O presidente da Comissão Especial de Mortos e Desaparecidos Políticos da Presidência da República, João Luiz Duboc Pinaud, que assumiu o cargo em 29 de junho deste ano, anunciou hoje que vai pedir demissão por não concordar com os rumos da política de direitos humanos no País e diante da resistência que enfrenta no governo ao tentar abrir os arquivos sobre as mortes e desaparecimentos durante a ditadura. "A questão é complexa e não vejo condições de continuar operando. Se é para viver uma farsa, só para representar, chamem um ator", disse ele na sede da Ordem dos Advogados do Brasil do Rio (OAB-RJ). "Durante todo o tempo que estive na presidência da Comissão, não recebi qualquer apoio, só bloqueios nunca dirigidos diretamente a mim, mas à equipe com a qual trabalhei."
Para ele, o governo, que deveria ser o maior interessado em ouvir as pessoas que têm informações sobre mortos e desaparecidos da ditadura, não demonstra intenção de conhecer e divulgar esses fatos. "Enquanto estive na presidência da Comissão, não recebi qualquer apoio tático ou técnico para ouvir as pessoas que sabem do que aconteceu", continuou. "O conhecimento desses fatos não tem qualquer cunho punitivo, mas corresponde ao direito que o povo tem de conhecer seu passado, preservar sua memória."

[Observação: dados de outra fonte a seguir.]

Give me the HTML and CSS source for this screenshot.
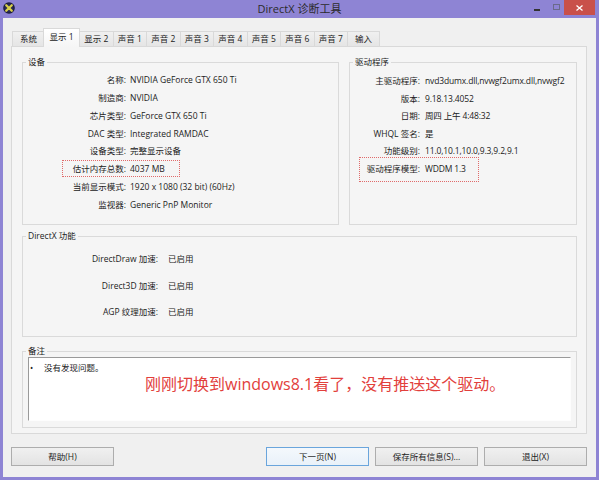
FILE: index.html
```html
<!DOCTYPE html>
<html lang="zh-CN">
<head>
<meta charset="utf-8">
<title>DirectX 诊断工具</title>
<link rel="stylesheet" href="styles.css">
</head>
<body>
<div class="window">
  <div class="titlebar">
    <svg class="appicon" viewBox="0 0 12 12" width="12" height="12">
      <circle cx="6" cy="6" r="5.8" fill="#1c1c3c"/>
      <circle cx="6" cy="6" r="4.6" fill="#2a2a55"/>
      <path d="M3.2 3.2 L8.8 8.8 M8.8 3.2 L3.2 8.8" stroke="#d9d04a" stroke-width="2.2" stroke-linecap="round"/>
    </svg>
    <div class="title">DirectX 诊断工具</div>
    <div class="controls">
      <span class="ctl min"></span>
      <span class="ctl max"></span>
      <span class="ctl close">
        <svg viewBox="0 0 7 6" width="7" height="6"><path d="M0.5 0.5 L6.5 5.5 M6.5 0.5 L0.5 5.5" stroke="#fff" stroke-width="1.3"/></svg>
      </span>
    </div>
  </div>
  <div class="client">
    <div class="tabs">
      <div class="tab narrow">系统</div>
      <div class="tab active">显示 1</div>
      <div class="tab">显示 2</div>
      <div class="tab">声音 1</div>
      <div class="tab">声音 2</div>
      <div class="tab">声音 3</div>
      <div class="tab">声音 4</div>
      <div class="tab">声音 5</div>
      <div class="tab">声音 6</div>
      <div class="tab">声音 7</div>
      <div class="tab narrow">输入</div>
    </div>
    <div class="panel">
      <div class="toprow">
        <fieldset class="group device">
          <legend>设备</legend>
          <div class="rows">
            <div class="row"><span class="lbl">名称:</span><span class="val">NVIDIA GeForce GTX 650 Ti</span></div>
            <div class="row"><span class="lbl">制造商:</span><span class="val">NVIDIA</span></div>
            <div class="row"><span class="lbl">芯片类型:</span><span class="val">GeForce GTX 650 Ti</span></div>
            <div class="row"><span class="lbl">DAC 类型:</span><span class="val">Integrated RAMDAC</span></div>
            <div class="row"><span class="lbl">设备类型:</span><span class="val">完整显示设备</span></div>
            <div class="row mark"><span class="lbl">估计内存总数:</span><span class="val">4037 MB</span></div>
            <div class="row"><span class="lbl">当前显示模式:</span><span class="val">1920 x 1080 (32 bit) (60Hz)</span></div>
            <div class="row"><span class="lbl">监视器:</span><span class="val">Generic PnP Monitor</span></div>
          </div>
        </fieldset>
        <fieldset class="group driver">
          <legend>驱动程序</legend>
          <div class="rows">
            <div class="row"><span class="lbl">主驱动程序:</span><span class="val">nvd3dumx.dll,nvwgf2umx.dll,nvwgf2</span></div>
            <div class="row"><span class="lbl">版本:</span><span class="val">9.18.13.4052</span></div>
            <div class="row"><span class="lbl">日期:</span><span class="val">周四 上午 4:48:32</span></div>
            <div class="row"><span class="lbl">WHQL 签名:</span><span class="val">是</span></div>
            <div class="row"><span class="lbl">功能级别:</span><span class="val">11.0,10.1,10.0,9.3,9.2,9.1</span></div>
            <div class="row mark"><span class="lbl">驱动程序模型:</span><span class="val">WDDM 1.3</span></div>
          </div>
        </fieldset>
      </div>
      <fieldset class="group dx">
        <legend>DirectX 功能</legend>
        <div class="rows">
          <div class="row"><span class="lbl">DirectDraw 加速:</span><span class="val">已启用</span></div>
          <div class="row"><span class="lbl">Direct3D 加速:</span><span class="val">已启用</span></div>
          <div class="row"><span class="lbl">AGP 纹理加速:</span><span class="val">已启用</span></div>
        </div>
      </fieldset>
      <fieldset class="group notes">
        <legend>备注</legend>
        <div class="notebox">
          <div class="note-item"><span class="bullet">•</span><span>没有发现问题。</span></div>
          <div class="annot">刚刚切换到windows8.1看了，没有推送这个驱动。</div>
        </div>
      </fieldset>
    </div>
    <div class="buttons">
      <div class="btn">帮助(H)</div>
      <div class="btn default next">下一页(N)</div>
      <div class="btn">保存所有信息(S)...</div>
      <div class="btn">退出(X)</div>
    </div>
  </div>
</div>
</body>
</html>
```
FILE: styles.css
```css
html, body {
  margin: 0;
  padding: 0;
}
body {
  width: 599px;
  height: 480px;
  overflow: hidden;
  background: #8e84d4;
  font-family: "Open Sans", "Noto Sans CJK SC", sans-serif;
  font-size: 8.5px;
  color: #222;
}
.window {
  display: flex;
  flex-direction: column;
  height: 480px;
}
.titlebar {
  height: 18px;
  display: grid;
  grid-template-columns: 1fr auto 1fr;
  align-items: start;
}
.appicon {
  display: block;
  margin: 2px 0 0 3px;
}
.title {
  font-size: 11px;
  line-height: 18px;
  color: #2b2b2b;
}
.controls {
  justify-self: end;
  display: flex;
  margin-right: 4px;
}
.ctl {
  height: 15px;
  display: flex;
  align-items: center;
  justify-content: center;
}
.ctl.min { width: 22px; }
.ctl.min::before {
  content: "";
  width: 6px;
  height: 2px;
  background: #333;
  margin-top: 5px;
}
.ctl.max { width: 16px; }
.ctl.max::before {
  content: "";
  width: 5px;
  height: 4px;
  border: 1px solid #6a6a8a;
  margin-top: -1px;
}
.ctl.close {
  width: 31px;
  background: #c9504a;
}
.ctl.close svg { display: block; }

.client {
  flex: 1;
  margin: 0 3px 3px;
  background: #f0f0f0;
  padding: 10px 9px 11px 8px;
  display: flex;
  flex-direction: column;
}
.tabs {
  display: flex;
  align-items: flex-end;
  height: 18px;
  padding-left: 1px;
  position: relative;
  z-index: 1;
}
.tab {
  box-sizing: border-box;
  height: 15px;
  min-width: 34.5px;
  padding: 0 4px;
  margin-right: -1px;
  border: 1px solid #d9d9d9;
  border-bottom: none;
  background: linear-gradient(#f0f0f0, #e5e5e5);
  line-height: 14px;
  text-align: center;
  white-space: nowrap;
}
.tab.narrow { min-width: 33px; }
.tab.active {
  height: 19px;
  min-width: 37px;
  margin-bottom: -1px;
  margin-left: -1px;
  background: linear-gradient(#ffffff, #f5f5f5);
  line-height: 16px;
}
.panel {
  box-sizing: border-box;
  height: 388px;
  border: 1px solid #d9d9d9;
  background: #f5f5f5;
  padding: 9px 9px 0 10px;
  display: flex;
  flex-direction: column;
}
.toprow {
  display: flex;
  gap: 10px;
  height: 169px;
}
.group {
  box-sizing: border-box;
  margin: 0;
  padding: 0;
  min-width: 0;
  border: 1px solid #dadada;
}
.group legend {
  margin-left: 3px;
  padding: 0 2px;
  line-height: 12px;
}
.device { width: 317px; height: 169px; }
.driver { width: 228px; height: 169px; }
.rows { padding-top: 3px; }
.row {
  display: flex;
  position: relative;
  white-space: nowrap;
  height: 17.86px;
  line-height: 17.86px;
}
.lbl {
  flex: none;
  text-align: right;
}
.device .lbl { width: 103px; }
.device .val { margin-left: 4px; }
.driver .rows { padding-top: 4px; }
.driver .row { height: 17.6px; line-height: 17.6px; }
.driver .lbl { width: 70px; }
.driver .val {
  margin-left: 5px;
  letter-spacing: -0.15px;
}
.mark::after {
  content: "";
  position: absolute;
  box-sizing: border-box;
  border: 1px dotted #e06a6a;
}
.device .mark::after { left: 39px; top: 0; width: 118px; height: 17px; }
.driver .mark::after { left: 9px; top: -3px; width: 120px; height: 25px; }

.dx {
  margin-top: 5px;
  height: 107px;
}
.dx .rows { padding-top: 4px; }
.dx .row { height: 26.5px; line-height: 26.5px; }
.dx .lbl { width: 135px; }
.dx .val { margin-left: 10px; }

.notes {
  margin-top: 8px;
  height: 83px;
}
.notebox {
  position: relative;
  box-sizing: border-box;
  height: 64px;
  margin: 0 5px;
  background: #fff;
  border-top: 1px solid #9a9a9a;
  border-left: 1px solid #9a9a9a;
  border-right: 1px solid #fdfdfd;
  border-bottom: 1px solid #fdfdfd;
}
.note-item {
  display: flex;
  padding: 3px 0 0 1px;
  line-height: 14px;
}
.bullet { width: 14px; }
.annot {
  position: absolute;
  left: 116px;
  top: 16px;
  font-family: "Open Sans", "Noto Sans CJK SC", sans-serif;
  font-size: 16px;
  line-height: 20px;
  color: #e2403c;
  white-space: nowrap;
}
.buttons {
  display: flex;
  gap: 6px;
  margin-top: 13px;
  height: 19px;
}
.btn {
  box-sizing: border-box;
  width: 103px;
  height: 19px;
  border: 1px solid #adadad;
  background: linear-gradient(#f0f0f0, #e3e3e3);
  line-height: 17px;
  text-align: center;
  white-space: nowrap;
}
.btn.next { margin-left: auto; }
.btn.default {
  border-color: #6aa5dc;
  background: linear-gradient(#f4f8fc, #e9f1f9);
}
```
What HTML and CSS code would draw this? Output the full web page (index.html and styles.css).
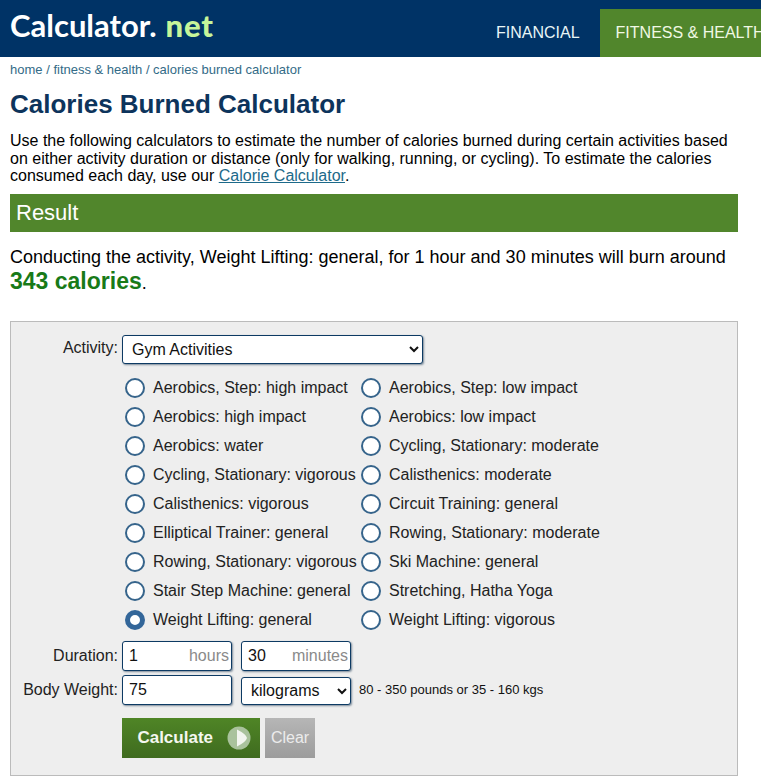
FILE: index.html
```html
<!DOCTYPE html>
<html lang="en">
<head>
<meta charset="utf-8">
<title>Calories Burned Calculator</title>
<link rel="stylesheet" href="styles.css">
</head>
<body>
<header class="top">
  <a class="logo" href="#">Calculator<span class="logo-dot">.</span><span class="logo-net">net</span></a>
  <nav class="nav">
    <a class="nav-item" href="#">FINANCIAL</a>
    <a class="nav-item nav-active" href="#">FITNESS &amp; HEALTH</a>
  </nav>
</header>
<main class="content">
  <div class="crumbs"><a href="#">home</a> / <a href="#">fitness &amp; health</a> / <a href="#">calories burned calculator</a></div>
  <h1 class="title">Calories Burned Calculator</h1>
  <p class="intro">Use the following calculators to estimate the number of calories burned during certain activities based on either activity duration or distance (only for walking, running, or cycling). To estimate the calories consumed each day, use our <a class="link" href="#">Calorie Calculator</a>.</p>
  <h2 class="result-bar">Result</h2>
  <p class="result-text">Conducting the activity, Weight Lifting: general, for 1 hour and 30 minutes will burn around <b class="result-num">343 calories</b>.</p>
  <form class="panel">
    <label class="lab lab-activity">Activity:</label>
    <select class="sel sel-activity"><option>Gym Activities</option></select>
    <div class="radios">
      <label class="radio"><input type="radio" name="a"><span>Aerobics, Step: high impact</span></label>
      <label class="radio"><input type="radio" name="a"><span>Aerobics, Step: low impact</span></label>
      <label class="radio"><input type="radio" name="a"><span>Aerobics: high impact</span></label>
      <label class="radio"><input type="radio" name="a"><span>Aerobics: low impact</span></label>
      <label class="radio"><input type="radio" name="a"><span>Aerobics: water</span></label>
      <label class="radio"><input type="radio" name="a"><span>Cycling, Stationary: moderate</span></label>
      <label class="radio"><input type="radio" name="a"><span>Cycling, Stationary: vigorous</span></label>
      <label class="radio"><input type="radio" name="a"><span>Calisthenics: moderate</span></label>
      <label class="radio"><input type="radio" name="a"><span>Calisthenics: vigorous</span></label>
      <label class="radio"><input type="radio" name="a"><span>Circuit Training: general</span></label>
      <label class="radio"><input type="radio" name="a"><span>Elliptical Trainer: general</span></label>
      <label class="radio"><input type="radio" name="a"><span>Rowing, Stationary: moderate</span></label>
      <label class="radio"><input type="radio" name="a"><span>Rowing, Stationary: vigorous</span></label>
      <label class="radio"><input type="radio" name="a"><span>Ski Machine: general</span></label>
      <label class="radio"><input type="radio" name="a"><span>Stair Step Machine: general</span></label>
      <label class="radio"><input type="radio" name="a"><span>Stretching, Hatha Yoga</span></label>
      <label class="radio"><input type="radio" name="a" checked><span>Weight Lifting: general</span></label>
      <label class="radio"><input type="radio" name="a"><span>Weight Lifting: vigorous</span></label>
    </div>
    <label class="lab lab-duration">Duration:</label>
    <div class="fields fields-duration">
      <div class="unit-field"><input class="inp" type="text" value="1"><span class="unit">hours</span></div>
      <div class="unit-field"><input class="inp" type="text" value="30"><span class="unit">minutes</span></div>
    </div>
    <label class="lab lab-weight">Body Weight:</label>
    <div class="fields fields-weight">
      <input class="inp inp-weight" type="text" value="75">
      <select class="sel sel-unit"><option>kilograms</option></select>
      <span class="hint">80 - 350 pounds or 35 - 160 kgs</span>
    </div>
    <div class="buttons">
      <button class="btn-calc" type="button">Calculate
        <svg class="btn-icon" width="24" height="24" viewBox="0 0 24 24" aria-hidden="true">
          <circle cx="12" cy="12" r="11.5" fill="#a9c29c"/>
          <path d="M10 3.5 Q19 8 20 12 Q19 16 10 20.5 Z" fill="#f2f5ef"/>
        </svg>
      </button>
      <button class="btn-clear" type="button">Clear</button>
    </div>
  </form>
</main>
</body>
</html>
```
FILE: styles.css
```css
* { box-sizing: border-box; }
html, body { margin: 0; padding: 0; overflow-x: hidden; }
body { font-family: "Liberation Sans", Arial, sans-serif; color: #000; background: #fff; }
a { text-decoration: none; color: inherit; }

.top { display: flex; height: 57px; background: #003366; overflow: hidden; }
.logo { flex: 0 0 480px; padding: 7px 0 0 10px; font-family: "Lato", sans-serif; font-weight: 700; font-size: 31px; line-height: 36px; color: #fff; letter-spacing: 0; }
.logo-dot { color: #fff; margin-right: 9px; }
.logo-net { color: #c6f59a; font-weight: 900; letter-spacing: 0.8px; }
.nav { display: flex; flex: none; gap: 4px; align-items: flex-end; height: 57px; }
.nav-item { display: block; height: 48px; padding: 0 16px; line-height: 47px; font-size: 16px; color: #e8f6f6; white-space: nowrap; }
.nav-active { background: #51862c; color: #f0f8e4; }

.content { padding: 0 23px 0 10px; }
.crumbs { margin-top: 5px; font-size: 13px; line-height: 16px; color: #336b87; }
.title { margin: 10px 0 0; font-size: 26px; line-height: 32px; font-weight: 700; color: #0d345c; }
.intro { margin: 12px 0 0; font-size: 16px; line-height: 17.6px; color: #000; }
.link { color: #1d6a8a; text-decoration: underline; }
.result-bar { margin: 9px 0 0; height: 38px; padding-left: 6px; background: #51862c; color: #fff; font-size: 22px; font-weight: 400; line-height: 37px; }
.result-text { margin: 13px 0 0; font-size: 18px; line-height: 25px; }
.result-num { color: #187a18; font-size: 23px; line-height: 1; }

.panel { display: grid; grid-template-columns: 107px 1fr; column-gap: 4px; margin-top: 25px; height: 455px; padding: 13px 0 0; background: #eeeeee; border: 1px solid #bbbbbb; align-content: start; }
.lab { text-align: right; font-size: 16px; color: #222; line-height: 18px; white-space: nowrap; }
.lab-activity { padding-top: 4px; }
.lab-duration { padding-top: 6px; }
.lab-weight { padding-top: 6px; }
.sel { font-family: inherit; font-size: 16px; background: #fff; color: #111; border: 1px solid #0d3a63; border-radius: 3px; box-shadow: 1px 1px 2px #7a8a99; padding: 0 0 0 5px; }
.sel-activity { width: 301px; height: 29px; }
.sel-unit { width: 110px; height: 28px; margin-top: 2px; }

.radios { grid-column: 2; display: grid; grid-template-columns: 236px 1fr; grid-auto-rows: 29px; margin-top: 10px; padding-left: 3px; }
.radio { display: flex; align-items: center; gap: 8px; font-size: 16px; color: #222; white-space: nowrap; }
.radio input { appearance: none; flex: none; width: 20px; height: 20px; margin: 0; background: #fff; border: 2px solid #36648b; border-radius: 50%; }
.radio input:checked { background: #fff; border: 5.5px solid #336699; }

.lab-duration, .fields-duration { margin-top: 6px; }
.fields { display: flex; gap: 9px; align-items: flex-start; }
.unit-field { position: relative; width: 110px; height: 30px; }
.inp { width: 110px; height: 30px; padding: 0 6px; font-family: inherit; font-size: 16px; color: #111; background: #fff; border: 1px solid #0d3a63; border-radius: 3px; box-shadow: 1px 1px 2px #7a8a99; }
.unit { position: absolute; right: 3px; top: 6px; font-size: 16px; line-height: 18px; color: #8a8a8a; }
.lab-weight, .fields-weight { margin-top: 4px; }
.hint { margin: 7px 0 0 -1px; font-size: 13px; line-height: 16px; color: #111; white-space: nowrap; }

.buttons { grid-column: 2; display: flex; gap: 5px; margin-top: 13px; }
.btn-calc { display: flex; align-items: center; justify-content: flex-end; gap: 0; width: 138px; height: 40px; padding: 0 9px 0 15px; border: 0; font-family: inherit; font-size: 17px; font-weight: 700; color: #f4f7ef; background: linear-gradient(#4f8526, #3f6b1f); }
.btn-icon { margin-left: 14px; flex: none; }
.btn-clear { width: 50px; height: 40px; padding: 0; border: 0; font-family: inherit; font-size: 16px; color: #ececec; background: linear-gradient(#b6b6b6, #9c9c9c); }
```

Pinaud negou que a reação dos meios militares à divulgação de fotos de um homem torturado nos anos 70, que inicialmente pensou-se ser o jornalista Vladimir Herzog, e a posterior demissão do ministro da Defesa, José Viegas, não influíram em sua decisão, que já vinha sendo amadurecida. No entanto, ele só vai apresentar a sua a carta de demissão ao presidente da República na próxima reunião da Comissão, que acontece no dia 12 de dezembro. "Até lá, vou submeter o texto às instituições às quais pertenço, como a OAB (Ordem dos Advogados do Brasil) e a Igreja Brasileira de Confissão Luterana, ou que me apoiam, como a Conferência Nacional dos Bispos do Brasil (CNBB).
O presidente da OAB, Roberto Busato, confirmou que já conhece os termos da carta de demissão de Pinaud e foi mais enfático em suas críticas ao governo quanto à questão da abertura dos arquivos da ditadura. "Não há uma unidade de pensamento e discurso. O Nilmário (Miranda, secretário Especial de Direitos Humanos) fala uma coisa, o ministro da Justiça (Márcio Thomaz Bastos) diz outra e o presidente Lula vem com uma terceira", comentou Busato. "Se o Pinaud se sente incomodado porque o caminho não anda bem o jeito é sair, mas a demissão de um advogado com sua experiência é lamentável."